ENTRIES SHOWN:
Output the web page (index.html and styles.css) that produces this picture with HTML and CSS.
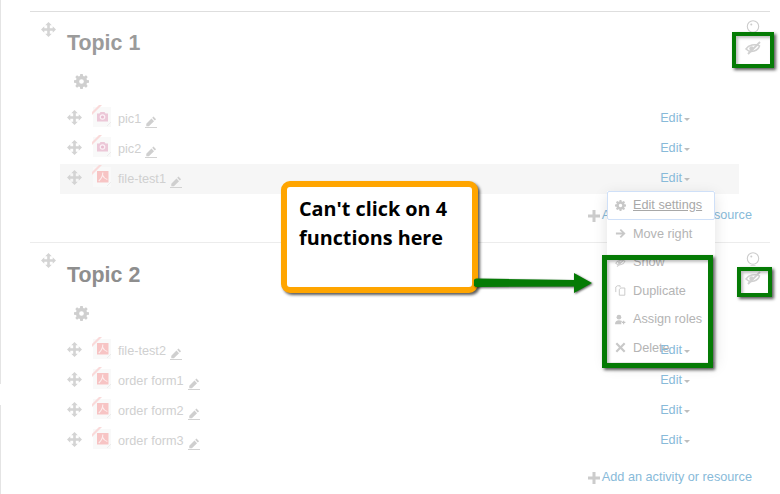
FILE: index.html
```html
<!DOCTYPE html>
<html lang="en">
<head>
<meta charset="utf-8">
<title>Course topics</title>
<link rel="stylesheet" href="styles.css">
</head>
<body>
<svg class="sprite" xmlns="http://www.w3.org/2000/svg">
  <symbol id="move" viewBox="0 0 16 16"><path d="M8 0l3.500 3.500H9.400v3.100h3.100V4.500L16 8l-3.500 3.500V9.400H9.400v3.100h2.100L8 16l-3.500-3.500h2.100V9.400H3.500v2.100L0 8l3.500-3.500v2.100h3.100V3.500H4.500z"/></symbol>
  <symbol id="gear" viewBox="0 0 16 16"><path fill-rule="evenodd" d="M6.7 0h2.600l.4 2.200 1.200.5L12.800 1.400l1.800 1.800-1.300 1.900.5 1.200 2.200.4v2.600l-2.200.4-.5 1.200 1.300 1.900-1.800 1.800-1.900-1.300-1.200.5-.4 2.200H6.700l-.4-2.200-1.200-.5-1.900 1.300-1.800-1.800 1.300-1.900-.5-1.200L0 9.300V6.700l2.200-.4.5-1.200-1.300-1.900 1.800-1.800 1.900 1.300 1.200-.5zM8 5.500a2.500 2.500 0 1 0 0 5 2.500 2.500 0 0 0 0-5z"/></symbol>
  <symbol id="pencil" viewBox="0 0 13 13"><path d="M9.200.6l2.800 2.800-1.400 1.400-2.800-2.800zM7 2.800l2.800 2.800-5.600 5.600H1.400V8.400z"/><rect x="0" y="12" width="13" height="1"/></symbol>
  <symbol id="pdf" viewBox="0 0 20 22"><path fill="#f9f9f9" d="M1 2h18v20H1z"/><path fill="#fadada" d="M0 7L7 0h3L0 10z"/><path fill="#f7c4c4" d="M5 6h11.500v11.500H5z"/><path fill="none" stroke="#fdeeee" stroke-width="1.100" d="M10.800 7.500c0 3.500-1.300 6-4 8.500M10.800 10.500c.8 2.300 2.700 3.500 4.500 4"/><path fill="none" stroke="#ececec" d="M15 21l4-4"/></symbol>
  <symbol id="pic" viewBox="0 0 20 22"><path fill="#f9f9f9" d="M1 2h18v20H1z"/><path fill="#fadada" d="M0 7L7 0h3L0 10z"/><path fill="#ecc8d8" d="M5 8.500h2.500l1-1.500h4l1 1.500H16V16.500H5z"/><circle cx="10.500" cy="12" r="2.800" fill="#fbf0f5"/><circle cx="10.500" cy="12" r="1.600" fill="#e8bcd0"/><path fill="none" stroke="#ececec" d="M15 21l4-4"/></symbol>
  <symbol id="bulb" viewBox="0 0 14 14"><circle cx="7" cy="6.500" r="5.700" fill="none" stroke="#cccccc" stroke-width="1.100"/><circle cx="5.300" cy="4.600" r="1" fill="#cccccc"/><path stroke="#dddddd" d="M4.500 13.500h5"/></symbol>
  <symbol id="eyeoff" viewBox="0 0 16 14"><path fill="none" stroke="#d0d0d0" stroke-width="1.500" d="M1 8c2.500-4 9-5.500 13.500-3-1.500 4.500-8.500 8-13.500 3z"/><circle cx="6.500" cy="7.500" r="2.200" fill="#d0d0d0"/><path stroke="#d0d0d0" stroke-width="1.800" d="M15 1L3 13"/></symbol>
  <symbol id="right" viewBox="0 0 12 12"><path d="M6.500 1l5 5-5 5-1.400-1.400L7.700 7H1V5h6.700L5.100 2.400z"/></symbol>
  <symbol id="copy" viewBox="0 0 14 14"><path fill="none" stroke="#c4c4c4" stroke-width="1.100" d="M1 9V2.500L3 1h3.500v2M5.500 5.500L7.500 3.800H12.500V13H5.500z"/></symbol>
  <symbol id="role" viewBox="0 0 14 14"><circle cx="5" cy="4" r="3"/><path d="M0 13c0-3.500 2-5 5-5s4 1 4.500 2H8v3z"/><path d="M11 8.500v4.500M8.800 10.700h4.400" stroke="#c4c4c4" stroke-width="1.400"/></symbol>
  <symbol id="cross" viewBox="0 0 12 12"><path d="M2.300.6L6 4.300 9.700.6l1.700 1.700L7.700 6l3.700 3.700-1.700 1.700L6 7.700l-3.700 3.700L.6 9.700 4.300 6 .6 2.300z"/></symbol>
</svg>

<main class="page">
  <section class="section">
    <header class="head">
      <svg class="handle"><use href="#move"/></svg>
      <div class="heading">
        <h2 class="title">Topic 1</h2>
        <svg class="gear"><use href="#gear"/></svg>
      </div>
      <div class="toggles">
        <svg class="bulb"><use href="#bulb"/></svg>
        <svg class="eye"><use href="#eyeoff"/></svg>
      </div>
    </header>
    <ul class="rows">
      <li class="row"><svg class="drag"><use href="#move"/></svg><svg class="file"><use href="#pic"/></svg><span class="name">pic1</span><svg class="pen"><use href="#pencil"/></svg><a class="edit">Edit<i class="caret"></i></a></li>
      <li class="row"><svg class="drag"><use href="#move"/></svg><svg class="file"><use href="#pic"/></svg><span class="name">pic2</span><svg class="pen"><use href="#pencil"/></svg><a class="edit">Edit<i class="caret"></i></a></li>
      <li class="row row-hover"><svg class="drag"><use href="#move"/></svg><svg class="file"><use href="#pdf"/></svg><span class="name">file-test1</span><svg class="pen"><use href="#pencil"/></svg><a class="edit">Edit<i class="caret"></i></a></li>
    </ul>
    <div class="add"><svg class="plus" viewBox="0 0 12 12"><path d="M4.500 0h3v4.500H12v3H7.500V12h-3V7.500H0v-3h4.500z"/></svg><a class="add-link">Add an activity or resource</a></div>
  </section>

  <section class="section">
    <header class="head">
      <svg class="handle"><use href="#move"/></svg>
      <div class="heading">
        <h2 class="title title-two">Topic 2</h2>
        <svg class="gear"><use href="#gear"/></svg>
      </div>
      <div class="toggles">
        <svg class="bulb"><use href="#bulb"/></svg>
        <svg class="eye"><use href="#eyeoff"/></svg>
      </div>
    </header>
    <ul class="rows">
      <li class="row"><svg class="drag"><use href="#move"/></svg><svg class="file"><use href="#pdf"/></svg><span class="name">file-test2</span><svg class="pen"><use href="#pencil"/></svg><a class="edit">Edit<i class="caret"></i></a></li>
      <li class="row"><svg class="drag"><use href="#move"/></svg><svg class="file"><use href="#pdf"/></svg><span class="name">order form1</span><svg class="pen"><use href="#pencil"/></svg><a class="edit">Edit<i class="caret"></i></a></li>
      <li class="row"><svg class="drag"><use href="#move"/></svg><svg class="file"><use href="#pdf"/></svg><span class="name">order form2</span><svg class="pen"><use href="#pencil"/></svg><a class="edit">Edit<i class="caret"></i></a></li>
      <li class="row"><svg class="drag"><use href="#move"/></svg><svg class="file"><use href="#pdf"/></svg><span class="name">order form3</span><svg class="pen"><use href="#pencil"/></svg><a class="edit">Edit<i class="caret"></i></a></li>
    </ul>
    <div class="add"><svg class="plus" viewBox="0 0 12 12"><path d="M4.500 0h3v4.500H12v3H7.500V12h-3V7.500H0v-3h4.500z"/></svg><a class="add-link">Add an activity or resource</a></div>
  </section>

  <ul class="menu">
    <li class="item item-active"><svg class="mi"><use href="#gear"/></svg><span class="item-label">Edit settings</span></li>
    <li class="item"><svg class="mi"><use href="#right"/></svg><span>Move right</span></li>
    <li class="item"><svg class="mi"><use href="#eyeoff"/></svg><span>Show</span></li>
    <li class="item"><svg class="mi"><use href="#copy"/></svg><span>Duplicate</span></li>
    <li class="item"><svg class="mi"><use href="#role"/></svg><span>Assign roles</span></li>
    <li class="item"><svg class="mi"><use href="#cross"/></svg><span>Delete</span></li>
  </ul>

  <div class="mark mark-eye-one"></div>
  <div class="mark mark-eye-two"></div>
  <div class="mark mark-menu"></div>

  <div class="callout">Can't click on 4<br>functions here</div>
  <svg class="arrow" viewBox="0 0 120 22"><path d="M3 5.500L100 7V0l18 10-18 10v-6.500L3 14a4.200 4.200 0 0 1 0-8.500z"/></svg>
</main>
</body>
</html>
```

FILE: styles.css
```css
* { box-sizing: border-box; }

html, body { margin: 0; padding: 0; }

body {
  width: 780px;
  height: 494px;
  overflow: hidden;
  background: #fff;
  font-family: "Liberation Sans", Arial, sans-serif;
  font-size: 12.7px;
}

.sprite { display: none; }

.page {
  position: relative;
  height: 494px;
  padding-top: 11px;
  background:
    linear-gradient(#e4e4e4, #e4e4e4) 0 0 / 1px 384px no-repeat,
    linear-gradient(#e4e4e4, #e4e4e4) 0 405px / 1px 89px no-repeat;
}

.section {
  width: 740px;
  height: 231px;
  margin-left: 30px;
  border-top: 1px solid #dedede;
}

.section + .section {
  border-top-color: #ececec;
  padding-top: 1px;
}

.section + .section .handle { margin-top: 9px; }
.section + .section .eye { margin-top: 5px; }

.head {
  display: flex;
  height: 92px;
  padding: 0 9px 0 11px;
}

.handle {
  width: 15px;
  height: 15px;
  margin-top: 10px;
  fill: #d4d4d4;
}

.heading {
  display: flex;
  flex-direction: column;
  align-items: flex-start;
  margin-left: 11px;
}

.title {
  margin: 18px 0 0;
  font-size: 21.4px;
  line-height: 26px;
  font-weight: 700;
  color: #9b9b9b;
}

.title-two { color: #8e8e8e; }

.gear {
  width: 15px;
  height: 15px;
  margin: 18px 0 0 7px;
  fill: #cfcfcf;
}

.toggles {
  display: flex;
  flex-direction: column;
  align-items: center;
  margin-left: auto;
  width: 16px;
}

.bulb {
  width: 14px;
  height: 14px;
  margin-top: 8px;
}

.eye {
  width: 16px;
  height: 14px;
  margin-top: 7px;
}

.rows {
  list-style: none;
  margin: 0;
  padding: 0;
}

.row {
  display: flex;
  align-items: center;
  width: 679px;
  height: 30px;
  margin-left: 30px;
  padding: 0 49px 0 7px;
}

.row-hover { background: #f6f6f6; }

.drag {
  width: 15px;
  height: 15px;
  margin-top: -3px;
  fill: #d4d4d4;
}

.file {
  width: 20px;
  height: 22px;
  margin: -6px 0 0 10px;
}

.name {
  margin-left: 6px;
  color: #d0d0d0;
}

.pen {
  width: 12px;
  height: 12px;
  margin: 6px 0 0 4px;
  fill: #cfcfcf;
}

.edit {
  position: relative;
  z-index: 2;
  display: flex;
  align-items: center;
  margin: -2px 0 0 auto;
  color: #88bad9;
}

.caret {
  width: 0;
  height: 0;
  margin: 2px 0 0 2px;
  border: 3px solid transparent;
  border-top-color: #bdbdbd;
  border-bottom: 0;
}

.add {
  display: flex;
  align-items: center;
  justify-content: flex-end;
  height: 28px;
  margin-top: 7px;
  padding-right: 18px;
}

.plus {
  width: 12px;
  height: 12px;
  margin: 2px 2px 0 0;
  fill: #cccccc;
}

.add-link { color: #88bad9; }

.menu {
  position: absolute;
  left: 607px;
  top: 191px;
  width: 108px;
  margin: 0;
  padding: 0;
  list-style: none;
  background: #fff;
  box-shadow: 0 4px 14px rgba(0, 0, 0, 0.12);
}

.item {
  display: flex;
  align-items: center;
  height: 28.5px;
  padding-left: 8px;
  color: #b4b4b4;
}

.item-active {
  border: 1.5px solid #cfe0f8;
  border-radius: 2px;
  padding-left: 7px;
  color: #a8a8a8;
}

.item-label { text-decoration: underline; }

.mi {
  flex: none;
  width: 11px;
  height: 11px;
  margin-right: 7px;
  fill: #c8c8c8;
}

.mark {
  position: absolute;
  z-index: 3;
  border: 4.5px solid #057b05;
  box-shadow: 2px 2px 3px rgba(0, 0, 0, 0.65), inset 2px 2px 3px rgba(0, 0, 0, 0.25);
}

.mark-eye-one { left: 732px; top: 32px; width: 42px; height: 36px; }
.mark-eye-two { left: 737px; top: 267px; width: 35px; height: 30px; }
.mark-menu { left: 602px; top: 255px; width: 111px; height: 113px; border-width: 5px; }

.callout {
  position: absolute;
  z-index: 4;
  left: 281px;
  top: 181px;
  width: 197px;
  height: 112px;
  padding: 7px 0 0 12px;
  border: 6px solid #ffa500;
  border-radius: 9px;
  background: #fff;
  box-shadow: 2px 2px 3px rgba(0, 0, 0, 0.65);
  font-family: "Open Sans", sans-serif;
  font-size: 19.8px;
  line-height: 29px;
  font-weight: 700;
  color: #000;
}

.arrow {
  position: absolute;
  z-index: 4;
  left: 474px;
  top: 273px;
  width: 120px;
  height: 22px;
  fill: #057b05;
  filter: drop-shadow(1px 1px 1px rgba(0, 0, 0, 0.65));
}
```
* * *
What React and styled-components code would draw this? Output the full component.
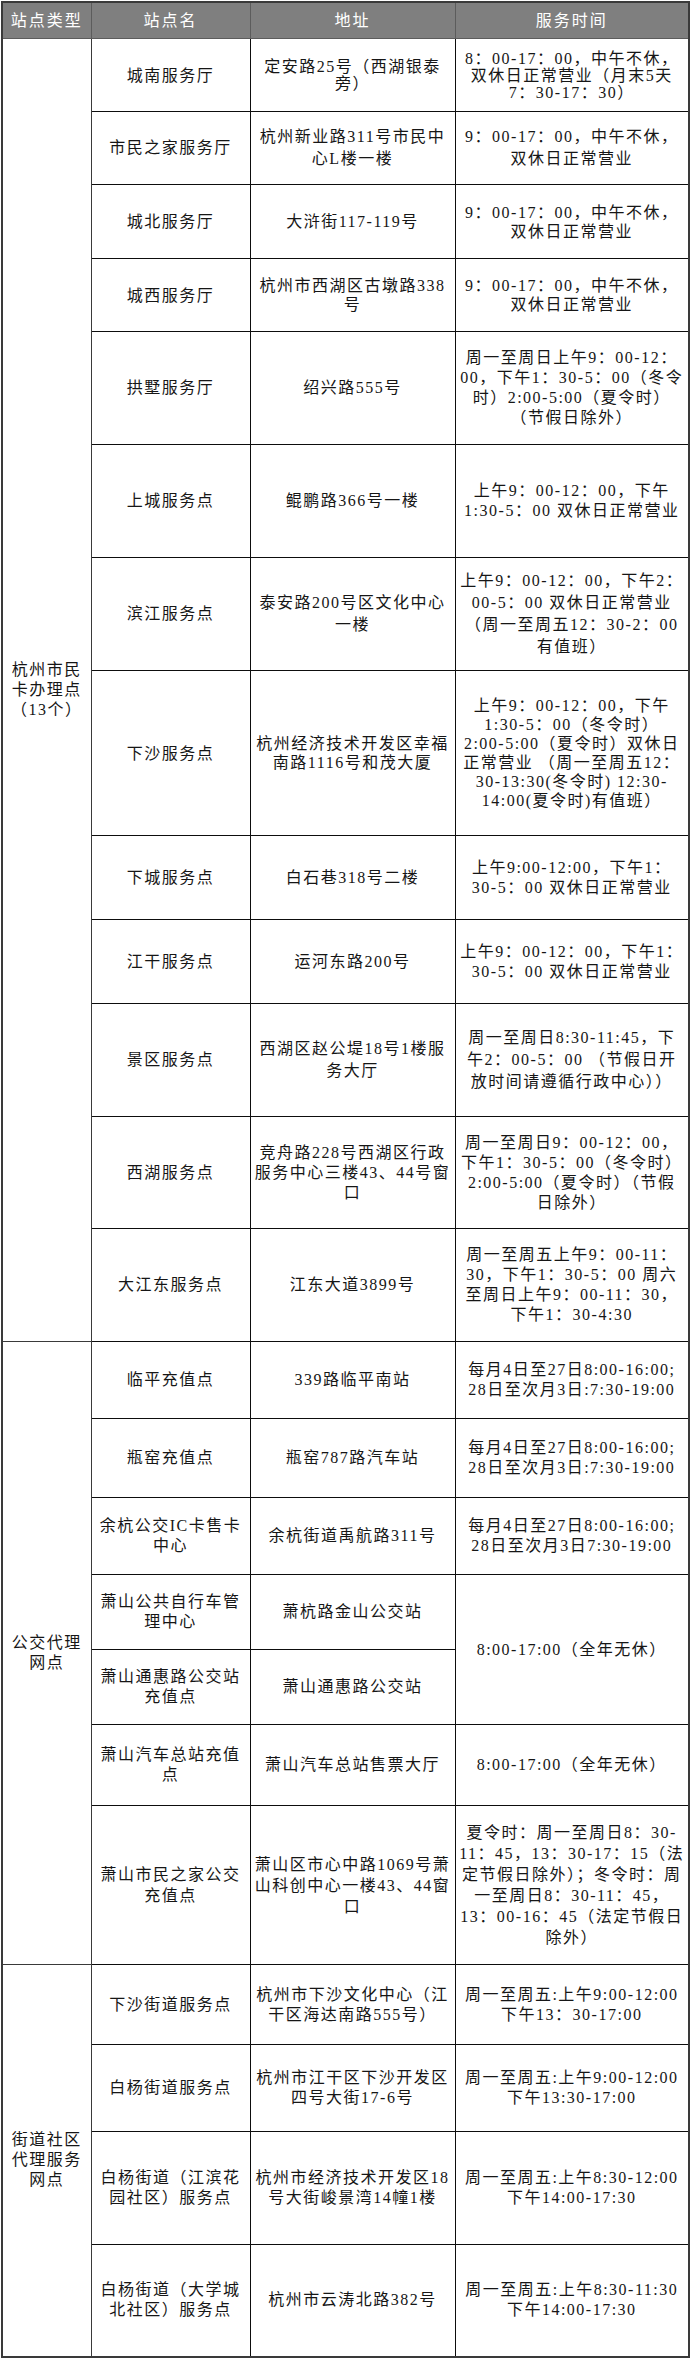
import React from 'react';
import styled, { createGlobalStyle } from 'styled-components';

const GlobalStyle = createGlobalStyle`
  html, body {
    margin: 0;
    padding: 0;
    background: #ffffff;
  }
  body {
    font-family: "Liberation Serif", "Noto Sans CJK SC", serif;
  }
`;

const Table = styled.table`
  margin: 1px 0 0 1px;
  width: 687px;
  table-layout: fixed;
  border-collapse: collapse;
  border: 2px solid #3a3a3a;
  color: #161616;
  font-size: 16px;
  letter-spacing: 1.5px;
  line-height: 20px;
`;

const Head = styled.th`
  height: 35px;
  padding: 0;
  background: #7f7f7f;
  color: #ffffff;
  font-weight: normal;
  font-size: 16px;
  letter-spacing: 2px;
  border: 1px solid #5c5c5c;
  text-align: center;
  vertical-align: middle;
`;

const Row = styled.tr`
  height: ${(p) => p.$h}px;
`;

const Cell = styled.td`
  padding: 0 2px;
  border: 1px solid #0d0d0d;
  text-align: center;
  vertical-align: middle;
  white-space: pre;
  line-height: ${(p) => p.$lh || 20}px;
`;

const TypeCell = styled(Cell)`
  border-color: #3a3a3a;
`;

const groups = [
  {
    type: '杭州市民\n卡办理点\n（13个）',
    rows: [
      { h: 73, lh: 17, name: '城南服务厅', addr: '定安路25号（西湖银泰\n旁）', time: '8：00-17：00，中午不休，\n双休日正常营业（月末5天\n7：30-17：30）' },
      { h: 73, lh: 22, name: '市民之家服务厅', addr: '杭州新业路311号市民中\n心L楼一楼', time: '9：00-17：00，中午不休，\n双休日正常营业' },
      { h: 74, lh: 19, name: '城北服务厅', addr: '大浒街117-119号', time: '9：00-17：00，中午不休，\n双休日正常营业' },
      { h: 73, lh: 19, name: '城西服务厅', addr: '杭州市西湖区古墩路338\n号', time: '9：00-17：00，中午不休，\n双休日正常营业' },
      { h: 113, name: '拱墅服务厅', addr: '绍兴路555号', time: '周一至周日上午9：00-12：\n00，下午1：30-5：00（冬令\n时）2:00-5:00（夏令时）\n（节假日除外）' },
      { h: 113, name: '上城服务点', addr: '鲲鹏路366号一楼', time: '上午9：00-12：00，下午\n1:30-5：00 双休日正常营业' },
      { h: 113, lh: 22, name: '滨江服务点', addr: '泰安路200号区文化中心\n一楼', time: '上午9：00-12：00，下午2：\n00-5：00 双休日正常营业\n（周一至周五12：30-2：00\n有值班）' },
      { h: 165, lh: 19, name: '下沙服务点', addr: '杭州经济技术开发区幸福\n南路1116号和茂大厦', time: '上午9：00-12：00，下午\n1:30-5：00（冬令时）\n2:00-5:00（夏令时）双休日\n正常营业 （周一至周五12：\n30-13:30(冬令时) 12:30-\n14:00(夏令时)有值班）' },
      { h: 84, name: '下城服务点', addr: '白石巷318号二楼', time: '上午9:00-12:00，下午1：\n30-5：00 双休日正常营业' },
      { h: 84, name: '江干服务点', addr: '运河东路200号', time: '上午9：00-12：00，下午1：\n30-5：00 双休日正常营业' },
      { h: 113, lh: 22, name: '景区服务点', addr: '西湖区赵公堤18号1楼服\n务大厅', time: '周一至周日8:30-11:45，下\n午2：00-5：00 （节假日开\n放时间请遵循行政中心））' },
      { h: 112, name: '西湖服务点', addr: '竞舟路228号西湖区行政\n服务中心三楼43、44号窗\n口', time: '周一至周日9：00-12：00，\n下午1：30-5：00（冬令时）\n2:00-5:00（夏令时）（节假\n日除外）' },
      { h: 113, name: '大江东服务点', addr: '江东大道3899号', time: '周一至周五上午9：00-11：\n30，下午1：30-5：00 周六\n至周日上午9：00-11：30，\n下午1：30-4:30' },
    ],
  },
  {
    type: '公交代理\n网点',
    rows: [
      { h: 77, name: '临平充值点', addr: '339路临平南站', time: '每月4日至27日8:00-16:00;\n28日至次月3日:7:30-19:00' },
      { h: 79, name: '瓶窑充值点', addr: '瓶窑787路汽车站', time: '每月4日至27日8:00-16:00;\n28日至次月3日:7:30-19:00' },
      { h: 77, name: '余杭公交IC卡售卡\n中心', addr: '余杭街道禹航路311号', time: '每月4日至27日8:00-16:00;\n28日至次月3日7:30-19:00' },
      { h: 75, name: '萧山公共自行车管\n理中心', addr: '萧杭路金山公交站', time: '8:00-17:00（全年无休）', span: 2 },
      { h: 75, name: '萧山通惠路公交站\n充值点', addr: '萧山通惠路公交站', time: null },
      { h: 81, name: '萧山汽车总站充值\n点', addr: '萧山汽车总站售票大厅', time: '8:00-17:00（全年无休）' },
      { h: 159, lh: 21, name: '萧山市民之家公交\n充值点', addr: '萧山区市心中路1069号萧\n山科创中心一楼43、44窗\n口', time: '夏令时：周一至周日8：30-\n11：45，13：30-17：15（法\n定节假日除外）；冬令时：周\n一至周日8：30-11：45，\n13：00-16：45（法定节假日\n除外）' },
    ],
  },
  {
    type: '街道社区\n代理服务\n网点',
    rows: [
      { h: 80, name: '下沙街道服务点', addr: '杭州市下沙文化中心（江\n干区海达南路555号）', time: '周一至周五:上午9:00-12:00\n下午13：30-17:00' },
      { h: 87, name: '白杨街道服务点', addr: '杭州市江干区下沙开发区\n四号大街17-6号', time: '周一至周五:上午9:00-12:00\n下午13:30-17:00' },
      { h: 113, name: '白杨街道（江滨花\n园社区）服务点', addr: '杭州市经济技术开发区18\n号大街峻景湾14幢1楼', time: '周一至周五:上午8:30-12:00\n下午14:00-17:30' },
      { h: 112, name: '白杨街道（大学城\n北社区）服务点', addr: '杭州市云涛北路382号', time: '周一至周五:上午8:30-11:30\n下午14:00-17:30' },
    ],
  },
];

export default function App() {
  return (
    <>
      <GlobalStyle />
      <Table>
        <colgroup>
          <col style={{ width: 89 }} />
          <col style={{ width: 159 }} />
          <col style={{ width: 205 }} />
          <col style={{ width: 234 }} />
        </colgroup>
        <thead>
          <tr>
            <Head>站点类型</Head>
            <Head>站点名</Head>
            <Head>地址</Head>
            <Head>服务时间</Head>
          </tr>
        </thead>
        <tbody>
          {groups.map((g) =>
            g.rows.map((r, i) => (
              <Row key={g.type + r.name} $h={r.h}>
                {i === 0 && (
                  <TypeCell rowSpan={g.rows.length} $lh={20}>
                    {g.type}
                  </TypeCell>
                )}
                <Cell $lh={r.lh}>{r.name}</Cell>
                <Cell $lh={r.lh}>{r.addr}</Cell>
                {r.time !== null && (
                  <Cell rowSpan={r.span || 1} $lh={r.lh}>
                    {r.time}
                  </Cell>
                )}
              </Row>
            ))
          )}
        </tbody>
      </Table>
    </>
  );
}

EXERCISE BRIEF: Count the lines of the material that include the word "this", then state only the total.

RESPONSE: 2